TokenMix Research Lab · 2026-04-22
Seedance 2.0 Review: Joint Audio-Video, Multi-Shot Coherence (2026)
Seedance 2.0 is ByteDance's AI video generation flagship — and the first major model to pioneer joint audio-video generation, before Veo 3.1 and Kling 3.0 adopted similar approaches. Its unique strength is multi-shot storyboard coherence: generating "scene 1 → cut → scene 2" with character continuity, which most competitors still struggle with. Native 4K output, ~45 seconds per shot (unlimited stitched), and pricing around $0.60/second place it as a premium mid-tier option between cheap (Wan 2.6) and cinema-grade (Veo 3.1). This review covers where Seedance 2.0 genuinely wins, how joint audio-video works in practice, and why multi-shot coherence matters for production video workflows. TokenMix.ai routes Seedance 2.0 through unified video API alongside Veo, Kling, Wan, and Runway.
Table of Contents
- Confirmed vs Speculation
- Joint Audio-Video Generation Explained
- Multi-Shot Coherence: The Killer Feature
- Seedance 2.0 vs Veo 3.1 vs Kling 3.0 vs Wan 2.6
- Pricing & Real Cost Math
- Production Use Cases
- FAQ
Confirmed vs Speculation
| Claim | Status |
|---|---|
| Seedance 2.0 available via Volcano Engine API | Confirmed |
| Pioneered joint audio-video generation | Confirmed — pre-dated Veo 3.1 launch |
| 4K native resolution | Confirmed |
| Multi-shot storyboard coherence | Confirmed (industry-best) |
| ~45 sec per shot, unlimited stitched | Confirmed |
| Pricing ~$0.60/second 1080p | Market range |
| Beats Veo 3.1 on quality | No — Veo 3.1 still cinema-grade leader |
| Best multi-shot AI video | Yes as of April 2026 |
Joint Audio-Video Generation Explained
Most early AI video models (Sora, early Kling, Runway Gen-3) generated silent video. Audio had to be added in post-production via separate TTS/music APIs. This caused:
- Audio-video sync issues (lip-sync, footsteps, environmental sound timing)
- Extra pipeline complexity and cost
- Quality inconsistency between AI visuals and traditional audio
Seedance 2.0's approach: generate video frames and audio waveforms jointly in the same forward pass. The model "hears" while it "sees," producing:
- Footsteps matched to character walking
- Environmental ambient sound matched to location
- Dialogue with lip-sync precision (when voice is prompted)

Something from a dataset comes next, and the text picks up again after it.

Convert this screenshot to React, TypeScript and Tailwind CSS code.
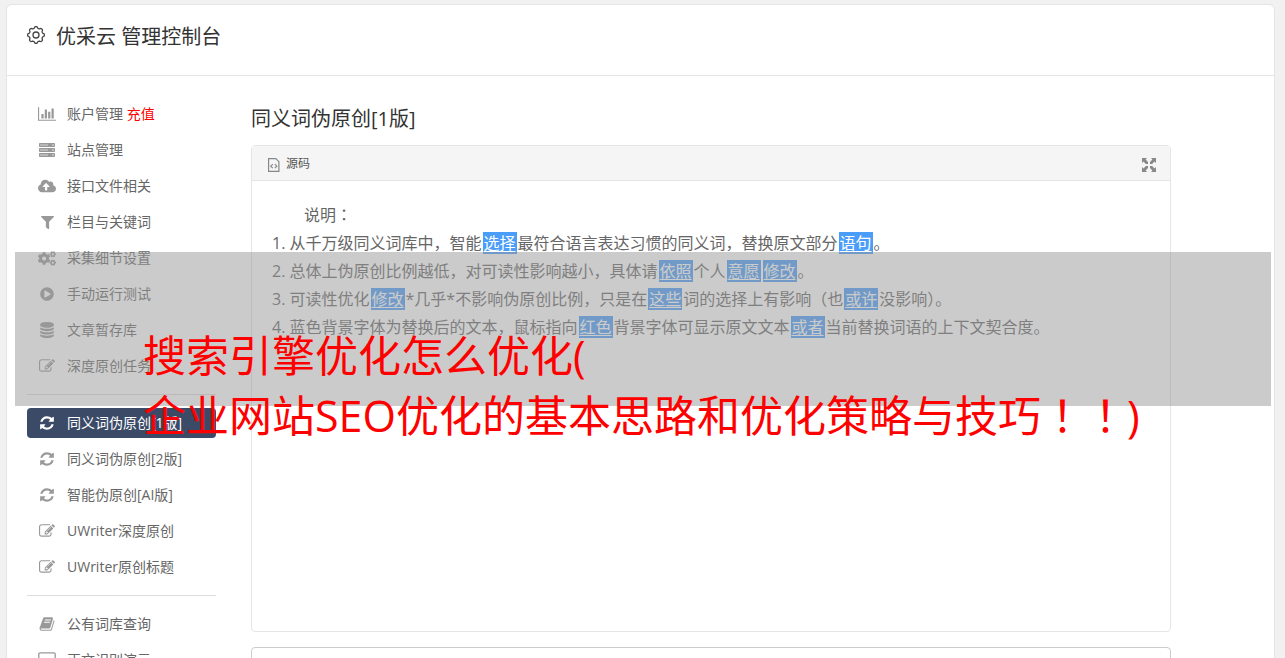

- Musical scoring adaptive to visual pacing
What competitors did: Veo 3.1 (Google) and Kling 3.0 (Kuaishou) adopted similar joint generation in 2026. Seedance 2.0 had a 4-6 month head start.
Multi-Shot Coherence: The Killer Feature
The challenge: generate a 90-second video with 6 cuts between different angles/scenes while the main character maintains visual identity.
What most models do: each shot is independently generated. Character's face drifts between cuts. Different lighting in each scene.
What Seedance 2.0 does: character reference is maintained across cuts via shared latent state. Lighting and style are consistent across the storyboard.
Example prompt:
Scene 1 (5s): Woman in red dress walks into cafe
Cut.
Scene 2 (4s): Close-up of her hands holding a coffee cup
Cut.
Scene 3 (6s): Wide shot of her sitting by the window, rain outside
Seedance 2.0 generates all three with the same woman, same dress, recognizable as one continuous visual story. Veo 3.1 and Kling 3.0 do this less reliably; Wan 2.6 and older Sora do not do it at all.
Seedance 2.0 vs Veo 3.1 vs Kling 3.0 vs Wan 2.6
| Dimension | Seedance 2.0 | Veo 3.1 | Kling 3.0 | Wan 2.6 |
|---|---|---|---|---|
| Max resolution | 4K native | 4K native | 1080p (4K upscale) | 1080p |
| Max duration/shot | 45 sec | 60 sec | 120 sec | 30 sec |
| Native audio | Yes (pioneered) | Yes | Yes | Basic |
| Multi-shot coherence | Best-in-class | Good | Medium | Weak |
| Physics realism | Good | Best | Good | Fair |
| Character consistency 30+ sec | Excellent | Strong | Medium | Weak |
| Price per second | $0.60 | $0.75 | $0.40 | $0.15 |
| API access | Volcano Engine + gateways | Vertex AI | Kling API | Alibaba + gateways |
Positioning:
- Cinema-grade hero content: Veo 3.1
- Long-form single-shot content: Kling 3.0
- Multi-shot narrative + audio quality: Seedance 2.0
- High-volume cheap drafts: Wan 2.6
Pricing & Real Cost Math
Per-video cost estimates:
| Video spec | Seedance 2.0 | Veo 3.1 | Wan 2.6 |
|---|---|---|---|
| 10 sec single shot 1080p | $6 | $7.50 |